[Begin Source material]

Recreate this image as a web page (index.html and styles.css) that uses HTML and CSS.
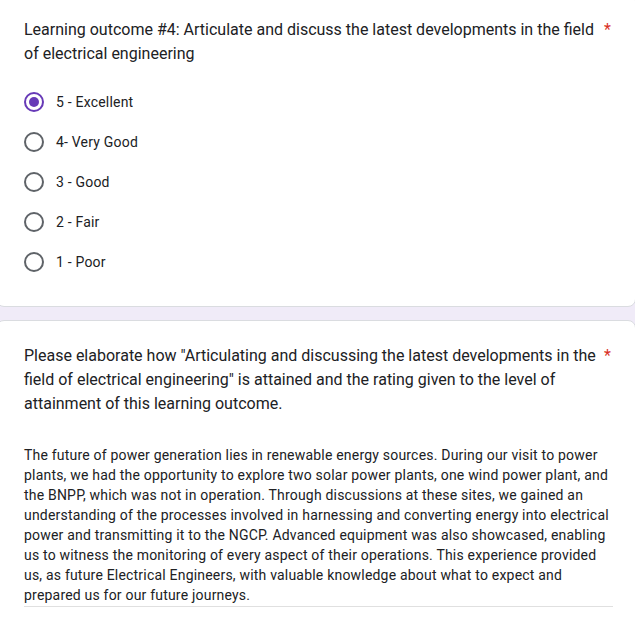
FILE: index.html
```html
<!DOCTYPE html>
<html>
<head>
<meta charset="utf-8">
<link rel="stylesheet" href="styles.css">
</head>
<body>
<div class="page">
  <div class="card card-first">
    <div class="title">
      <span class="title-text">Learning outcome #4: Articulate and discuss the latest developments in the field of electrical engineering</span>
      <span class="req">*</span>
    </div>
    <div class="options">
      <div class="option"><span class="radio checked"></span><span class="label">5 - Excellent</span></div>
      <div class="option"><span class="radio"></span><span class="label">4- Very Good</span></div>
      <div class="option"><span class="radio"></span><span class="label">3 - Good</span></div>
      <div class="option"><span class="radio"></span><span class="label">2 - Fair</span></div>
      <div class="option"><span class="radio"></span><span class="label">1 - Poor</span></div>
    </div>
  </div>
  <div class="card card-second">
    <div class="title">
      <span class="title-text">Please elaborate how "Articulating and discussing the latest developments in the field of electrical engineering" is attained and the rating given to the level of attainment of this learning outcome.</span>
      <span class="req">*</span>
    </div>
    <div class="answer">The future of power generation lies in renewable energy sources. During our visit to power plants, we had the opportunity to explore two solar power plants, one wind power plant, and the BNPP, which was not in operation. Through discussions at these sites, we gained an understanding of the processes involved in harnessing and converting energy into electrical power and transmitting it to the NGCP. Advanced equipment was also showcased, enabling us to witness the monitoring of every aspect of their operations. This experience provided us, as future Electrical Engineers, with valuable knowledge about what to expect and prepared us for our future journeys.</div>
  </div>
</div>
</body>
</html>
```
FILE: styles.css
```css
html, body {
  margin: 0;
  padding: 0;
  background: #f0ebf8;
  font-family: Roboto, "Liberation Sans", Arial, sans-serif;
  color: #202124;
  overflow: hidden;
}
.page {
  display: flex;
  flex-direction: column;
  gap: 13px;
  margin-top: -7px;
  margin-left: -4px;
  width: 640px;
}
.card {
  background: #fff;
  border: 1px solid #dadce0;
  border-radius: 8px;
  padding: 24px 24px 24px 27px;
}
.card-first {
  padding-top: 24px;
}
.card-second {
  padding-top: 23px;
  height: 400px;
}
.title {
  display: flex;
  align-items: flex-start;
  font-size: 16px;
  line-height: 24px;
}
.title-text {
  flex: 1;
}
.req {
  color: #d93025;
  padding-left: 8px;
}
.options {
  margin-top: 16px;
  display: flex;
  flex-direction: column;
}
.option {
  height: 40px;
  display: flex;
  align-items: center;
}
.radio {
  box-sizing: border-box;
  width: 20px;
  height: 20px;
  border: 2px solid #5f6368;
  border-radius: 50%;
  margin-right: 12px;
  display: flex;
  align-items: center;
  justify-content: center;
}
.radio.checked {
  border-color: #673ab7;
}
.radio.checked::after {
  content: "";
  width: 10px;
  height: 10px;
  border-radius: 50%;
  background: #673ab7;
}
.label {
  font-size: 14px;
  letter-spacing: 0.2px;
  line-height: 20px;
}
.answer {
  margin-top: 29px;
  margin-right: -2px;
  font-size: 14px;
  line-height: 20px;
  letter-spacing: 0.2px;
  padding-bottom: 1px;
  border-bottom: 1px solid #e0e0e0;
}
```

[End Source material]

## [Given exercise]
How many of the lines above include the string "index"? Reply with the number by itself.

## [Problem solution]
2